Write the listing below out again exactly, dropping the images.

Supplied data:
※ ※ ※
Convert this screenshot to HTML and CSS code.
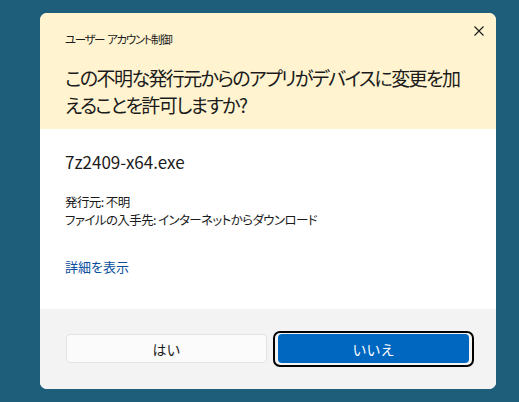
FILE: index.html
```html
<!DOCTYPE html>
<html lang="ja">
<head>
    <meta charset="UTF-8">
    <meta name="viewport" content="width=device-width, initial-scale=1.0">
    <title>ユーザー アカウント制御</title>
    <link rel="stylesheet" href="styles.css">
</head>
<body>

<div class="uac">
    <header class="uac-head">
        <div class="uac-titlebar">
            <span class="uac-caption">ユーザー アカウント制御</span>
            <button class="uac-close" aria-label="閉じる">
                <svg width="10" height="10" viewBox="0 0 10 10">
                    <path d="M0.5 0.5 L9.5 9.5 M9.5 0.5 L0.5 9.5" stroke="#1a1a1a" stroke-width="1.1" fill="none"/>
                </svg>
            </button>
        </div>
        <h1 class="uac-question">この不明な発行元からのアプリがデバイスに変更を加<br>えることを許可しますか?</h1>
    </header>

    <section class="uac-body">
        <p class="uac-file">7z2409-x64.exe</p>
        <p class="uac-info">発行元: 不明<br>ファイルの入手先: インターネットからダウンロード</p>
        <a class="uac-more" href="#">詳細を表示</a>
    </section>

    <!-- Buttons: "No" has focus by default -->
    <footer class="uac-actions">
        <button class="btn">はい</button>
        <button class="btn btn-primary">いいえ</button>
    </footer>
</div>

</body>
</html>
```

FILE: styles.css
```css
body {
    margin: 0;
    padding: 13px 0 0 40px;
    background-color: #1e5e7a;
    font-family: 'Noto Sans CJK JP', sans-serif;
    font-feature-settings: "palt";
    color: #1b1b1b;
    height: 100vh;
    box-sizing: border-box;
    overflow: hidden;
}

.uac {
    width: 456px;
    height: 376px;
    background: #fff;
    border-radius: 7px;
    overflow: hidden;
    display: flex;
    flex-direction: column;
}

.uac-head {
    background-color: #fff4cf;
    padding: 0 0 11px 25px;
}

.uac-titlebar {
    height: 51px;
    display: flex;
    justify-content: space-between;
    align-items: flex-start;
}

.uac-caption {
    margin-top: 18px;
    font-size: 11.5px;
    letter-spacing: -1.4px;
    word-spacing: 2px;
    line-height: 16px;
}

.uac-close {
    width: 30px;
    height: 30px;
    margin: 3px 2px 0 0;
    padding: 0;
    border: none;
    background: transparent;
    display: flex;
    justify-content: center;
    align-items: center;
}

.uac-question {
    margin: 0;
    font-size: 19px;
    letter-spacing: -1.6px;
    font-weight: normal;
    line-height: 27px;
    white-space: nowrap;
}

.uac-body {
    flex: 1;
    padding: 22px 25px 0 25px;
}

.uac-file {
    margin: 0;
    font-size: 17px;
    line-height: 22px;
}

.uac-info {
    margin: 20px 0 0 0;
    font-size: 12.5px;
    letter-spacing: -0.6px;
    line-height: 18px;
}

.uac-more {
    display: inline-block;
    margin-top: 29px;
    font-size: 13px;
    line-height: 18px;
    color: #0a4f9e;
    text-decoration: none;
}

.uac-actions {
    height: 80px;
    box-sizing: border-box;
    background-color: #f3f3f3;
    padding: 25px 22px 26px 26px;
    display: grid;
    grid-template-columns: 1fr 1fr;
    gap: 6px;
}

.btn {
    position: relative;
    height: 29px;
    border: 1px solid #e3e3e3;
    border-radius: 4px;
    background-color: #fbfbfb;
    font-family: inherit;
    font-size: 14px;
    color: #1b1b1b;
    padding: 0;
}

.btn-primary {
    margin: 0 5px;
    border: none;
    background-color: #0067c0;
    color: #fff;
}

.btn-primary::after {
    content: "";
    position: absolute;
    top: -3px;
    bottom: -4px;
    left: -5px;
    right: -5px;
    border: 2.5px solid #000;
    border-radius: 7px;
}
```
※ ※ ※
In response:
Convert this screenshot to HTML and CSS code.
FILE: index.html
```html
<!DOCTYPE html>
<html lang="ja">
<head>
    <meta charset="UTF-8">
    <meta name="viewport" content="width=device-width, initial-scale=1.0">
    <title>ユーザー アカウント制御</title>
    <link rel="stylesheet" href="styles.css">
</head>
<body>

<div class="uac">
    <header class="uac-head">
        <div class="uac-titlebar">
            <span class="uac-caption">ユーザー アカウント制御</span>
            <button class="uac-close" aria-label="閉じる">
                <svg width="10" height="10" viewBox="0 0 10 10">
                    <path d="M0.5 0.5 L9.5 9.5 M9.5 0.5 L0.5 9.5" stroke="#1a1a1a" stroke-width="1.1" fill="none"/>
                </svg>
            </button>
        </div>
        <h1 class="uac-question">この不明な発行元からのアプリがデバイスに変更を加<br>えることを許可しますか?</h1>
    </header>

    <section class="uac-body">
        <p class="uac-file">7z2409-x64.exe</p>
        <p class="uac-info">発行元: 不明<br>ファイルの入手先: インターネットからダウンロード</p>
        <a class="uac-more" href="#">詳細を表示</a>
    </section>

    <!-- Buttons: "No" has focus by default -->
    <footer class="uac-actions">
        <button class="btn">はい</button>
        <button class="btn btn-primary">いいえ</button>
    </footer>
</div>

</body>
</html>
```

FILE: styles.css
```css
body {
    margin: 0;
    padding: 13px 0 0 40px;
    background-color: #1e5e7a;
    font-family: 'Noto Sans CJK JP', sans-serif;
    font-feature-settings: "palt";
    color: #1b1b1b;
    height: 100vh;
    box-sizing: border-box;
    overflow: hidden;
}

.uac {
    width: 456px;
    height: 376px;
    background: #fff;
    border-radius: 7px;
    overflow: hidden;
    display: flex;
    flex-direction: column;
}

.uac-head {
    background-color: #fff4cf;
    padding: 0 0 11px 25px;
}

.uac-titlebar {
    height: 51px;
    display: flex;
    justify-content: space-between;
    align-items: flex-start;
}

.uac-caption {
    margin-top: 18px;
    font-size: 11.5px;
    letter-spacing: -1.4px;
    word-spacing: 2px;
    line-height: 16px;
}

.uac-close {
    width: 30px;
    height: 30px;
    margin: 3px 2px 0 0;
    padding: 0;
    border: none;
    background: transparent;
    display: flex;
    justify-content: center;
    align-items: center;
}

.uac-question {
    margin: 0;
    font-size: 19px;
    letter-spacing: -1.6px;
    font-weight: normal;
    line-height: 27px;
    white-space: nowrap;
}

.uac-body {
    flex: 1;
    padding: 22px 25px 0 25px;
}

.uac-file {
    margin: 0;
    font-size: 17px;
    line-height: 22px;
}

.uac-info {
    margin: 20px 0 0 0;
    font-size: 12.5px;
    letter-spacing: -0.6px;
    line-height: 18px;
}

.uac-more {
    display: inline-block;
    margin-top: 29px;
    font-size: 13px;
    line-height: 18px;
    color: #0a4f9e;
    text-decoration: none;
}

.uac-actions {
    height: 80px;
    box-sizing: border-box;
    background-color: #f3f3f3;
    padding: 25px 22px 26px 26px;
    display: grid;
    grid-template-columns: 1fr 1fr;
    gap: 6px;
}

.btn {
    position: relative;
    height: 29px;
    border: 1px solid #e3e3e3;
    border-radius: 4px;
    background-color: #fbfbfb;
    font-family: inherit;
    font-size: 14px;
    color: #1b1b1b;
    padding: 0;
}

.btn-primary {
    margin: 0 5px;
    border: none;
    background-color: #0067c0;
    color: #fff;
}

.btn-primary::after {
    content: "";
    position: absolute;
    top: -3px;
    bottom: -4px;
    left: -5px;
    right: -5px;
    border: 2.5px solid #000;
    border-radius: 7px;
}
```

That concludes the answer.